# PROVIDED MATERIAL start
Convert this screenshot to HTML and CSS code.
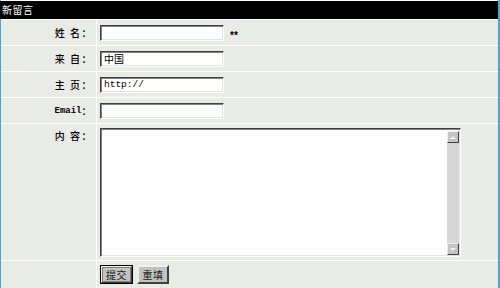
FILE: index.html
```html
<!DOCTYPE html>
<html lang="zh-CN">
<head>
<meta charset="utf-8">
<title>新留言</title>
<link rel="stylesheet" href="styles.css">
</head>
<body>
<div class="frame">
  <form class="grid">
    <div class="head">新留言</div>

    <div class="label">姓 名：</div>
    <div class="value"><span class="field"></span><span class="req">**</span></div>

    <div class="label">来 自：</div>
    <div class="value"><span class="field">中国</span></div>

    <div class="label">主 页：</div>
    <div class="value"><span class="field mono">http://</span></div>

    <div class="label"><span class="latin">Email</span>：</div>
    <div class="value"><span class="field"></span></div>

    <div class="label top">内 容：</div>
    <div class="value top">
      <div class="area">
        <div class="area-text"></div>
        <div class="sbar">
          <div class="sbtn up"><span class="tri-up"></span></div>
          <div class="strack"></div>
          <div class="sbtn down"><span class="tri-down"></span></div>
        </div>
      </div>
    </div>

    <div class="label"></div>
    <div class="value buttons">
      <span class="btn default">提交</span>
      <span class="btn">重填</span>
    </div>
  </form>
</div>
</body>
</html>
```

FILE: styles.css
```css
html, body {
  margin: 0;
  padding: 0;
  background: #ffffff;
}

body {
  font-family: "SimSun", "Noto Sans CJK SC", sans-serif;
  font-size: 10px;
  color: #000;
  width: 500px;
  height: 288px;
  overflow: hidden;
}

.frame {
  width: 497px;
  height: 288px;
  border-left: 1px solid #4aa3d3;
  border-right: 2px solid #4aa3d3;
  background: #ffffff;
}

.grid {
  margin: 0;
  padding-top: 1px;
  display: grid;
  grid-template-columns: 95px 401px;
  grid-template-rows: 18px 25px 25px 25px 25px 136px 28px;
  gap: 1px;
}

.head {
  grid-column: 1 / 3;
  background: #000;
  color: #fff;
  font-size: 10px;
  line-height: 18px;
  padding-left: 2px;
  margin-left: -1px;
  letter-spacing: 0.5px;
}

.label {
  background: #e9ebe7;
  display: flex;
  align-items: center;
  justify-content: flex-end;
  padding-right: 3px;
  white-space: pre;
  letter-spacing: 1.5px;
  font-weight: 500;
}

.label.top {
  align-items: flex-start;
  padding-top: 4px;
}

.latin {
  font-family: "Liberation Mono", monospace;
  font-size: 9px;
  font-weight: bold;
  letter-spacing: 0;
}

.value {
  background: #e9ebe7;
  display: flex;
  align-items: center;
  padding-left: 3px;
}

.value.top {
  align-items: flex-start;
  padding-top: 4px;
}

.field {
  box-sizing: border-box;
  width: 124px;
  height: 16px;
  background: #fff;
  border: 1px solid;
  border-color: #404040 #ffffff #ffffff #404040;
  box-shadow: inset 1px 1px 0 #808080, inset -1px -1px 0 #e4e4e4;
  padding: 0 2px 0 3px;
  line-height: 14px;
  font-size: 10px;
}

.mono {
  font-family: "Liberation Mono", monospace;
  font-size: 9.5px;
}

.req {
  margin-left: 6px;
  margin-top: 5px;
  font-size: 10px;
  font-family: "Liberation Sans", sans-serif;
  font-weight: bold;
  letter-spacing: 0;
}

.area {
  box-sizing: border-box;
  width: 361px;
  height: 129px;
  display: flex;
  background: #fff;
  border: 1px solid;
  border-color: #404040 #ffffff #ffffff #404040;
  box-shadow: inset 1px 1px 0 #808080, inset -1px -1px 0 #e4e4e4;
  padding: 2px 1px 1px 2px;
}

.area-text {
  flex: 1;
}

.sbar {
  width: 12px;
  display: flex;
  flex-direction: column;
  background: #d6d6d6;
}

.strack {
  flex: 1;
}

.sbtn {
  box-sizing: border-box;
  height: 12px;
  background: #c4c4c4;
  border: 1px solid;
  border-color: #efefef #404040 #404040 #efefef;
  display: flex;
  align-items: center;
  justify-content: center;
}

.tri-up {
  width: 0;
  height: 0;
  border-left: 3px solid transparent;
  border-right: 3px solid transparent;
  border-bottom: 3px solid #f4f4f4;
}

.tri-down {
  width: 0;
  height: 0;
  border-left: 3px solid transparent;
  border-right: 3px solid transparent;
  border-top: 3px solid #f4f4f4;
}

.buttons {
  align-items: flex-start;
  padding-top: 4px;
  gap: 4px;
}

.btn {
  box-sizing: border-box;
  height: 19px;
  width: 32px;
  background: #c2c2c2;
  border: 2px solid;
  border-color: #f0f0f0 #404040 #404040 #f0f0f0;
  display: flex;
  align-items: center;
  justify-content: center;
  font-size: 10px;
  color: #222;
  letter-spacing: 0.5px;
}

.btn.default {
  width: 33px;
  outline: 1px solid #000;
  outline-offset: -1px;
  border-width: 2px;
  box-shadow: inset 0 0 0 1px #808080;
}
```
# PROVIDED MATERIAL end
Pictures are excluded; copy all other data exactly as shown.

Convert this screenshot to HTML and CSS code.
FILE: index.html
```html
<!DOCTYPE html>
<html lang="zh-CN">
<head>
<meta charset="utf-8">
<title>新留言</title>
<link rel="stylesheet" href="styles.css">
</head>
<body>
<div class="frame">
  <form class="grid">
    <div class="head">新留言</div>

    <div class="label">姓 名：</div>
    <div class="value"><span class="field"></span><span class="req">**</span></div>

    <div class="label">来 自：</div>
    <div class="value"><span class="field">中国</span></div>

    <div class="label">主 页：</div>
    <div class="value"><span class="field mono">http://</span></div>

    <div class="label"><span class="latin">Email</span>：</div>
    <div class="value"><span class="field"></span></div>

    <div class="label top">内 容：</div>
    <div class="value top">
      <div class="area">
        <div class="area-text"></div>
        <div class="sbar">
          <div class="sbtn up"><span class="tri-up"></span></div>
          <div class="strack"></div>
          <div class="sbtn down"><span class="tri-down"></span></div>
        </div>
      </div>
    </div>

    <div class="label"></div>
    <div class="value buttons">
      <span class="btn default">提交</span>
      <span class="btn">重填</span>
    </div>
  </form>
</div>
</body>
</html>
```

FILE: styles.css
```css
html, body {
  margin: 0;
  padding: 0;
  background: #ffffff;
}

body {
  font-family: "SimSun", "Noto Sans CJK SC", sans-serif;
  font-size: 10px;
  color: #000;
  width: 500px;
  height: 288px;
  overflow: hidden;
}

.frame {
  width: 497px;
  height: 288px;
  border-left: 1px solid #4aa3d3;
  border-right: 2px solid #4aa3d3;
  background: #ffffff;
}

.grid {
  margin: 0;
  padding-top: 1px;
  display: grid;
  grid-template-columns: 95px 401px;
  grid-template-rows: 18px 25px 25px 25px 25px 136px 28px;
  gap: 1px;
}

.head {
  grid-column: 1 / 3;
  background: #000;
  color: #fff;
  font-size: 10px;
  line-height: 18px;
  padding-left: 2px;
  margin-left: -1px;
  letter-spacing: 0.5px;
}

.label {
  background: #e9ebe7;
  display: flex;
  align-items: center;
  justify-content: flex-end;
  padding-right: 3px;
  white-space: pre;
  letter-spacing: 1.5px;
  font-weight: 500;
}

.label.top {
  align-items: flex-start;
  padding-top: 4px;
}

.latin {
  font-family: "Liberation Mono", monospace;
  font-size: 9px;
  font-weight: bold;
  letter-spacing: 0;
}

.value {
  background: #e9ebe7;
  display: flex;
  align-items: center;
  padding-left: 3px;
}

.value.top {
  align-items: flex-start;
  padding-top: 4px;
}

.field {
  box-sizing: border-box;
  width: 124px;
  height: 16px;
  background: #fff;
  border: 1px solid;
  border-color: #404040 #ffffff #ffffff #404040;
  box-shadow: inset 1px 1px 0 #808080, inset -1px -1px 0 #e4e4e4;
  padding: 0 2px 0 3px;
  line-height: 14px;
  font-size: 10px;
}

.mono {
  font-family: "Liberation Mono", monospace;
  font-size: 9.5px;
}

.req {
  margin-left: 6px;
  margin-top: 5px;
  font-size: 10px;
  font-family: "Liberation Sans", sans-serif;
  font-weight: bold;
  letter-spacing: 0;
}

.area {
  box-sizing: border-box;
  width: 361px;
  height: 129px;
  display: flex;
  background: #fff;
  border: 1px solid;
  border-color: #404040 #ffffff #ffffff #404040;
  box-shadow: inset 1px 1px 0 #808080, inset -1px -1px 0 #e4e4e4;
  padding: 2px 1px 1px 2px;
}

.area-text {
  flex: 1;
}

.sbar {
  width: 12px;
  display: flex;
  flex-direction: column;
  background: #d6d6d6;
}

.strack {
  flex: 1;
}

.sbtn {
  box-sizing: border-box;
  height: 12px;
  background: #c4c4c4;
  border: 1px solid;
  border-color: #efefef #404040 #404040 #efefef;
  display: flex;
  align-items: center;
  justify-content: center;
}

.tri-up {
  width: 0;
  height: 0;
  border-left: 3px solid transparent;
  border-right: 3px solid transparent;
  border-bottom: 3px solid #f4f4f4;
}

.tri-down {
  width: 0;
  height: 0;
  border-left: 3px solid transparent;
  border-right: 3px solid transparent;
  border-top: 3px solid #f4f4f4;
}

.buttons {
  align-items: flex-start;
  padding-top: 4px;
  gap: 4px;
}

.btn {
  box-sizing: border-box;
  height: 19px;
  width: 32px;
  background: #c2c2c2;
  border: 2px solid;
  border-color: #f0f0f0 #404040 #404040 #f0f0f0;
  display: flex;
  align-items: center;
  justify-content: center;
  font-size: 10px;
  color: #222;
  letter-spacing: 0.5px;
}

.btn.default {
  width: 33px;
  outline: 1px solid #000;
  outline-offset: -1px;
  border-width: 2px;
  box-shadow: inset 0 0 0 1px #808080;
}
```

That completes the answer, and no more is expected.